» **Collected material**
┌──

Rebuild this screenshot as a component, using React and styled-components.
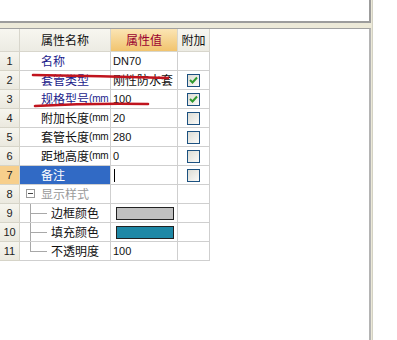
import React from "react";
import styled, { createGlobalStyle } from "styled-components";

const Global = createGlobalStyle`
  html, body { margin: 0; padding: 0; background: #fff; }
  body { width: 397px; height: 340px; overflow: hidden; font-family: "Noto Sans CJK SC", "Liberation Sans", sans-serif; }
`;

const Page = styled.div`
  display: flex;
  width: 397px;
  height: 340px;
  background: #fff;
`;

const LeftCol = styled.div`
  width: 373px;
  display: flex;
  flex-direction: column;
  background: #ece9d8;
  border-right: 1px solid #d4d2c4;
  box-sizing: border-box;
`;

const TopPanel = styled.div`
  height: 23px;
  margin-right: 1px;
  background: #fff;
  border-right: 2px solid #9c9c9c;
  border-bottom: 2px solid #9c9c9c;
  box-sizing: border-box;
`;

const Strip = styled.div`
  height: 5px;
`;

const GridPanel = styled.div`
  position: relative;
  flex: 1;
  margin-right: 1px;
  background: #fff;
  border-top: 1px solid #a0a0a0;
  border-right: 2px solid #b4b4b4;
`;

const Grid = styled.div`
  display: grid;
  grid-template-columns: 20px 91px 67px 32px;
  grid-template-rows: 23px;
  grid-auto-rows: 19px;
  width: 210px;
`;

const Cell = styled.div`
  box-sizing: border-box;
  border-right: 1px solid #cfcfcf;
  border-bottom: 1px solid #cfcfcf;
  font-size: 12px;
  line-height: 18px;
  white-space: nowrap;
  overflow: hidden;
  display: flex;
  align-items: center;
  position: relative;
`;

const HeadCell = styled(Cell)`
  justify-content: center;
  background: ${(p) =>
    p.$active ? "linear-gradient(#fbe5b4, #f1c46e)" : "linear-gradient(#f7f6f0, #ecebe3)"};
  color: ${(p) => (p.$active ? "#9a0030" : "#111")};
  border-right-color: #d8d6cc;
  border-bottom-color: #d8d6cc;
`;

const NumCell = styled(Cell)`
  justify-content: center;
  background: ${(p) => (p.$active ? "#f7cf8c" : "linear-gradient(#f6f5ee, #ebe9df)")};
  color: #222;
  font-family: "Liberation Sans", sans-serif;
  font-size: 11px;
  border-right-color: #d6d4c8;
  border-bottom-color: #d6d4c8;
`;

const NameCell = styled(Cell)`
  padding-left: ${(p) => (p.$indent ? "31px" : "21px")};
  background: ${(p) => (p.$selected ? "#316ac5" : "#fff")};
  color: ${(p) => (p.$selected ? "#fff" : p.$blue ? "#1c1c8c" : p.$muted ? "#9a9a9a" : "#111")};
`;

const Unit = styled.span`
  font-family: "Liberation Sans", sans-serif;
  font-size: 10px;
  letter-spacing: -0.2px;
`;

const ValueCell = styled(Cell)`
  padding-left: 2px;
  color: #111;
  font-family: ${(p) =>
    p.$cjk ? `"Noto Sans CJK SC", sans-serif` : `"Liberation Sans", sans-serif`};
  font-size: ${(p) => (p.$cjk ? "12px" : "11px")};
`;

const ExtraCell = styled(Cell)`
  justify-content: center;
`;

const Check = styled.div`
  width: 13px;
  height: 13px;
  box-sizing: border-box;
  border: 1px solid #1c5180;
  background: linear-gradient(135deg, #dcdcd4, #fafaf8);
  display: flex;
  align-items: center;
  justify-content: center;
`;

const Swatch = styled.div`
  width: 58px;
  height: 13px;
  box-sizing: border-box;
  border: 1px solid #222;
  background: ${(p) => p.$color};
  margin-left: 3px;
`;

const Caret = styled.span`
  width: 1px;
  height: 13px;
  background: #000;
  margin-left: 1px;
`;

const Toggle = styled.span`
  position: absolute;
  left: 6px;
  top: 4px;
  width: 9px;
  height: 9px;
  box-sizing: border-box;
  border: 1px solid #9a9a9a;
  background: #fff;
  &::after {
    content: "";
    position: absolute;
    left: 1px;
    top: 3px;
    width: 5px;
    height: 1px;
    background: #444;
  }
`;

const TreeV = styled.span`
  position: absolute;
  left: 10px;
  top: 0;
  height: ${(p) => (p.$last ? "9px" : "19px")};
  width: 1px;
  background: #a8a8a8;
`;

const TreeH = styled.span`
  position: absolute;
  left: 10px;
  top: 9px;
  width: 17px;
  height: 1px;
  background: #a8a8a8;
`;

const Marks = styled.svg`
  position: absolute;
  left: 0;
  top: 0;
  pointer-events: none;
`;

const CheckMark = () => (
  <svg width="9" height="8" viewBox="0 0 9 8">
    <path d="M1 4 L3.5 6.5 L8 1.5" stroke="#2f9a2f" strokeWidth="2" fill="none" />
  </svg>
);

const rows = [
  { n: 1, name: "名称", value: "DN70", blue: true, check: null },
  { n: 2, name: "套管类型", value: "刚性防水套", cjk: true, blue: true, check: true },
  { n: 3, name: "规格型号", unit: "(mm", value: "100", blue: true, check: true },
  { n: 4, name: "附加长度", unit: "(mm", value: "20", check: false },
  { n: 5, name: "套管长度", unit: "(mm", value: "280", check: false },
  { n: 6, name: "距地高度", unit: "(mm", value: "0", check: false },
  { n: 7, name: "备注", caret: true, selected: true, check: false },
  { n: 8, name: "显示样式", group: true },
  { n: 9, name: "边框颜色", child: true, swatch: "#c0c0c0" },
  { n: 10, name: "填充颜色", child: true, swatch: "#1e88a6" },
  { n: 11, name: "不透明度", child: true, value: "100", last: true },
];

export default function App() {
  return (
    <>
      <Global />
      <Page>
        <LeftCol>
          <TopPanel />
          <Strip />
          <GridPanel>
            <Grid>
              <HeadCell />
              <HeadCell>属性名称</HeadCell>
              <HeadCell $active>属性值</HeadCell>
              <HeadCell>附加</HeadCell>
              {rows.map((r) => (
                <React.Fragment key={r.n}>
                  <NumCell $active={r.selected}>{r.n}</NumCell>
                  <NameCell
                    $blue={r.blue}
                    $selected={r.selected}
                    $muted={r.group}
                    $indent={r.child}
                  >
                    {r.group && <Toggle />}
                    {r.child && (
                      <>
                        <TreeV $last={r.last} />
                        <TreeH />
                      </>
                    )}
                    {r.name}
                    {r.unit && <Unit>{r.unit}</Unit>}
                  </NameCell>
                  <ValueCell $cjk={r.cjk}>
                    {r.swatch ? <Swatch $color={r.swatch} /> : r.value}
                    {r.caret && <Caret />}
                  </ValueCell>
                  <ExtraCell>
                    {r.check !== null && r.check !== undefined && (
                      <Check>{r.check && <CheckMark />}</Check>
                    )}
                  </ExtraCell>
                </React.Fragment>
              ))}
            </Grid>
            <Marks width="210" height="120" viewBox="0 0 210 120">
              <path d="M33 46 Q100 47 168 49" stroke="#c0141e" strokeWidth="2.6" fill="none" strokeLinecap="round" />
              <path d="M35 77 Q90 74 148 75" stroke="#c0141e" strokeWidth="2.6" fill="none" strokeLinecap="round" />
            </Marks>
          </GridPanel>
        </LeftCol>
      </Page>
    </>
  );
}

└──

» **Problem**
Leave out the pictures and transcribe everything else exactly.

» **Final result**
Rebuild this screenshot as a component, using React and styled-components.
import React from "react";
import styled, { createGlobalStyle } from "styled-components";

const Global = createGlobalStyle`
  html, body { margin: 0; padding: 0; background: #fff; }
  body { width: 397px; height: 340px; overflow: hidden; font-family: "Noto Sans CJK SC", "Liberation Sans", sans-serif; }
`;

const Page = styled.div`
  display: flex;
  width: 397px;
  height: 340px;
  background: #fff;
`;

const LeftCol = styled.div`
  width: 373px;
  display: flex;
  flex-direction: column;
  background: #ece9d8;
  border-right: 1px solid #d4d2c4;
  box-sizing: border-box;
`;

const TopPanel = styled.div`
  height: 23px;
  margin-right: 1px;
  background: #fff;
  border-right: 2px solid #9c9c9c;
  border-bottom: 2px solid #9c9c9c;
  box-sizing: border-box;
`;

const Strip = styled.div`
  height: 5px;
`;

const GridPanel = styled.div`
  position: relative;
  flex: 1;
  margin-right: 1px;
  background: #fff;
  border-top: 1px solid #a0a0a0;
  border-right: 2px solid #b4b4b4;
`;

const Grid = styled.div`
  display: grid;
  grid-template-columns: 20px 91px 67px 32px;
  grid-template-rows: 23px;
  grid-auto-rows: 19px;
  width: 210px;
`;

const Cell = styled.div`
  box-sizing: border-box;
  border-right: 1px solid #cfcfcf;
  border-bottom: 1px solid #cfcfcf;
  font-size: 12px;
  line-height: 18px;
  white-space: nowrap;
  overflow: hidden;
  display: flex;
  align-items: center;
  position: relative;
`;

const HeadCell = styled(Cell)`
  justify-content: center;
  background: ${(p) =>
    p.$active ? "linear-gradient(#fbe5b4, #f1c46e)" : "linear-gradient(#f7f6f0, #ecebe3)"};
  color: ${(p) => (p.$active ? "#9a0030" : "#111")};
  border-right-color: #d8d6cc;
  border-bottom-color: #d8d6cc;
`;

const NumCell = styled(Cell)`
  justify-content: center;
  background: ${(p) => (p.$active ? "#f7cf8c" : "linear-gradient(#f6f5ee, #ebe9df)")};
  color: #222;
  font-family: "Liberation Sans", sans-serif;
  font-size: 11px;
  border-right-color: #d6d4c8;
  border-bottom-color: #d6d4c8;
`;

const NameCell = styled(Cell)`
  padding-left: ${(p) => (p.$indent ? "31px" : "21px")};
  background: ${(p) => (p.$selected ? "#316ac5" : "#fff")};
  color: ${(p) => (p.$selected ? "#fff" : p.$blue ? "#1c1c8c" : p.$muted ? "#9a9a9a" : "#111")};
`;

const Unit = styled.span`
  font-family: "Liberation Sans", sans-serif;
  font-size: 10px;
  letter-spacing: -0.2px;
`;

const ValueCell = styled(Cell)`
  padding-left: 2px;
  color: #111;
  font-family: ${(p) =>
    p.$cjk ? `"Noto Sans CJK SC", sans-serif` : `"Liberation Sans", sans-serif`};
  font-size: ${(p) => (p.$cjk ? "12px" : "11px")};
`;

const ExtraCell = styled(Cell)`
  justify-content: center;
`;

const Check = styled.div`
  width: 13px;
  height: 13px;
  box-sizing: border-box;
  border: 1px solid #1c5180;
  background: linear-gradient(135deg, #dcdcd4, #fafaf8);
  display: flex;
  align-items: center;
  justify-content: center;
`;

const Swatch = styled.div`
  width: 58px;
  height: 13px;
  box-sizing: border-box;
  border: 1px solid #222;
  background: ${(p) => p.$color};
  margin-left: 3px;
`;

const Caret = styled.span`
  width: 1px;
  height: 13px;
  background: #000;
  margin-left: 1px;
`;

const Toggle = styled.span`
  position: absolute;
  left: 6px;
  top: 4px;
  width: 9px;
  height: 9px;
  box-sizing: border-box;
  border: 1px solid #9a9a9a;
  background: #fff;
  &::after {
    content: "";
    position: absolute;
    left: 1px;
    top: 3px;
    width: 5px;
    height: 1px;
    background: #444;
  }
`;

const TreeV = styled.span`
  position: absolute;
  left: 10px;
  top: 0;
  height: ${(p) => (p.$last ? "9px" : "19px")};
  width: 1px;
  background: #a8a8a8;
`;

const TreeH = styled.span`
  position: absolute;
  left: 10px;
  top: 9px;
  width: 17px;
  height: 1px;
  background: #a8a8a8;
`;

const Marks = styled.svg`
  position: absolute;
  left: 0;
  top: 0;
  pointer-events: none;
`;

const CheckMark = () => (
  <svg width="9" height="8" viewBox="0 0 9 8">
    <path d="M1 4 L3.5 6.5 L8 1.5" stroke="#2f9a2f" strokeWidth="2" fill="none" />
  </svg>
);

const rows = [
  { n: 1, name: "名称", value: "DN70", blue: true, check: null },
  { n: 2, name: "套管类型", value: "刚性防水套", cjk: true, blue: true, check: true },
  { n: 3, name: "规格型号", unit: "(mm", value: "100", blue: true, check: true },
  { n: 4, name: "附加长度", unit: "(mm", value: "20", check: false },
  { n: 5, name: "套管长度", unit: "(mm", value: "280", check: false },
  { n: 6, name: "距地高度", unit: "(mm", value: "0", check: false },
  { n: 7, name: "备注", caret: true, selected: true, check: false },
  { n: 8, name: "显示样式", group: true },
  { n: 9, name: "边框颜色", child: true, swatch: "#c0c0c0" },
  { n: 10, name: "填充颜色", child: true, swatch: "#1e88a6" },
  { n: 11, name: "不透明度", child: true, value: "100", last: true },
];

export default function App() {
  return (
    <>
      <Global />
      <Page>
        <LeftCol>
          <TopPanel />
          <Strip />
          <GridPanel>
            <Grid>
              <HeadCell />
              <HeadCell>属性名称</HeadCell>
              <HeadCell $active>属性值</HeadCell>
              <HeadCell>附加</HeadCell>
              {rows.map((r) => (
                <React.Fragment key={r.n}>
                  <NumCell $active={r.selected}>{r.n}</NumCell>
                  <NameCell
                    $blue={r.blue}
                    $selected={r.selected}
                    $muted={r.group}
                    $indent={r.child}
                  >
                    {r.group && <Toggle />}
                    {r.child && (
                      <>
                        <TreeV $last={r.last} />
                        <TreeH />
                      </>
                    )}
                    {r.name}
                    {r.unit && <Unit>{r.unit}</Unit>}
                  </NameCell>
                  <ValueCell $cjk={r.cjk}>
                    {r.swatch ? <Swatch $color={r.swatch} /> : r.value}
                    {r.caret && <Caret />}
                  </ValueCell>
                  <ExtraCell>
                    {r.check !== null && r.check !== undefined && (
                      <Check>{r.check && <CheckMark />}</Check>
                    )}
                  </ExtraCell>
                </React.Fragment>
              ))}
            </Grid>
            <Marks width="210" height="120" viewBox="0 0 210 120">
              <path d="M33 46 Q100 47 168 49" stroke="#c0141e" strokeWidth="2.6" fill="none" strokeLinecap="round" />
              <path d="M35 77 Q90 74 148 75" stroke="#c0141e" strokeWidth="2.6" fill="none" strokeLinecap="round" />
            </Marks>
          </GridPanel>
        </LeftCol>
      </Page>
    </>
  );
}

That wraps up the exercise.